--- AVAILABLE DATA ---
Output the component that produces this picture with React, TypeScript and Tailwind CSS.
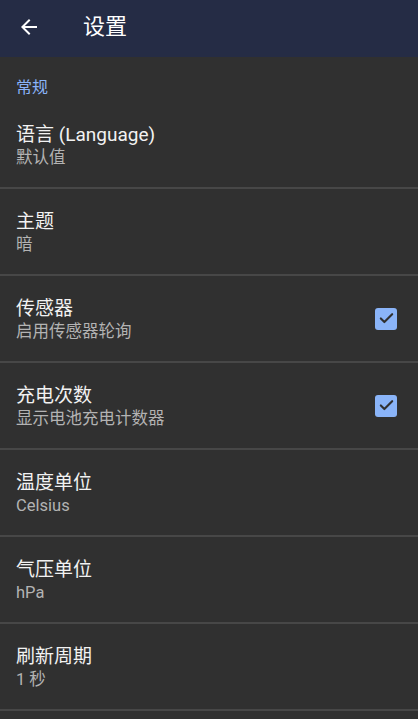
import { Check } from "lucide-react"

interface PrefItem {
  title: string
  summary: string
  checked?: boolean
}

const items: PrefItem[] = [
  { title: "语言 (Language)", summary: "默认值" },
  { title: "主题", summary: "暗" },
  { title: "传感器", summary: "启用传感器轮询", checked: true },
  { title: "充电次数", summary: "显示电池充电计数器", checked: true },
  { title: "温度单位", summary: "Celsius" },
  { title: "气压单位", summary: "hPa" },
  { title: "刷新周期", summary: "1 秒" },
]

function BackArrow() {
  return (
    <svg width="24" height="24" viewBox="0 0 24 24" fill="#ffffff">
      <path d="M20 11H7.83l5.59-5.59L12 4l-8 8 8 8 1.41-1.41L7.83 13H20v-2z" />
    </svg>
  )
}

export default function App() {
  return (
    <div
      className="h-[719px] w-[418px] overflow-hidden bg-[#303030]"
      style={{ fontFamily: "Roboto, 'Noto Sans CJK SC', sans-serif" }}
    >
      <header className="flex h-[57px] items-center bg-[#252c45] pb-[4px] pl-[17px]">
        <BackArrow />
        <h1 className="ml-[42px] text-[22px] leading-7 text-white">设置</h1>
      </header>

      <div className="px-4 pb-[4px] pt-[21px] text-[16px] leading-5 text-[#8ab4f8]">常规</div>

      {items.map((item) => (
        <div key={item.title} className="flex items-center border-b-2 border-[#474747] pl-4 pr-[21px]">
          <div className="flex-1 pb-[18px] pt-[21px]">
            <div className="text-[19px] leading-6 text-[#f2f2f2]">{item.title}</div>
            <div className="text-[16.5px] leading-[22px] text-[#b3b3b3]">{item.summary}</div>
          </div>
          {item.checked && (
            <div className="flex h-[22px] w-[22px] items-center justify-center rounded-[3px] bg-[#8ab4f8]">
              <Check size={17} strokeWidth={3} color="#303030" />
            </div>
          )}
        </div>
      ))}
    </div>
  )
}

--- STATED TASK ---
Return the material line for line, from its beginning to the line that contains "pb-[4px] pt-[21px] text-[16px]", with the pictures left out.

--- THE SOLUTION ---
Output the component that produces this picture with React, TypeScript and Tailwind CSS.
import { Check } from "lucide-react"

interface PrefItem {
  title: string
  summary: string
  checked?: boolean
}

const items: PrefItem[] = [
  { title: "语言 (Language)", summary: "默认值" },
  { title: "主题", summary: "暗" },
  { title: "传感器", summary: "启用传感器轮询", checked: true },
  { title: "充电次数", summary: "显示电池充电计数器", checked: true },
  { title: "温度单位", summary: "Celsius" },
  { title: "气压单位", summary: "hPa" },
  { title: "刷新周期", summary: "1 秒" },
]

function BackArrow() {
  return (
    <svg width="24" height="24" viewBox="0 0 24 24" fill="#ffffff">
      <path d="M20 11H7.83l5.59-5.59L12 4l-8 8 8 8 1.41-1.41L7.83 13H20v-2z" />
    </svg>
  )
}

export default function App() {
  return (
    <div
      className="h-[719px] w-[418px] overflow-hidden bg-[#303030]"
      style={{ fontFamily: "Roboto, 'Noto Sans CJK SC', sans-serif" }}
    >
      <header className="flex h-[57px] items-center bg-[#252c45] pb-[4px] pl-[17px]">
        <BackArrow />
        <h1 className="ml-[42px] text-[22px] leading-7 text-white">设置</h1>
      </header>

      <div className="px-4 pb-[4px] pt-[21px] text-[16px] leading-5 text-[#8ab4f8]">常规</div>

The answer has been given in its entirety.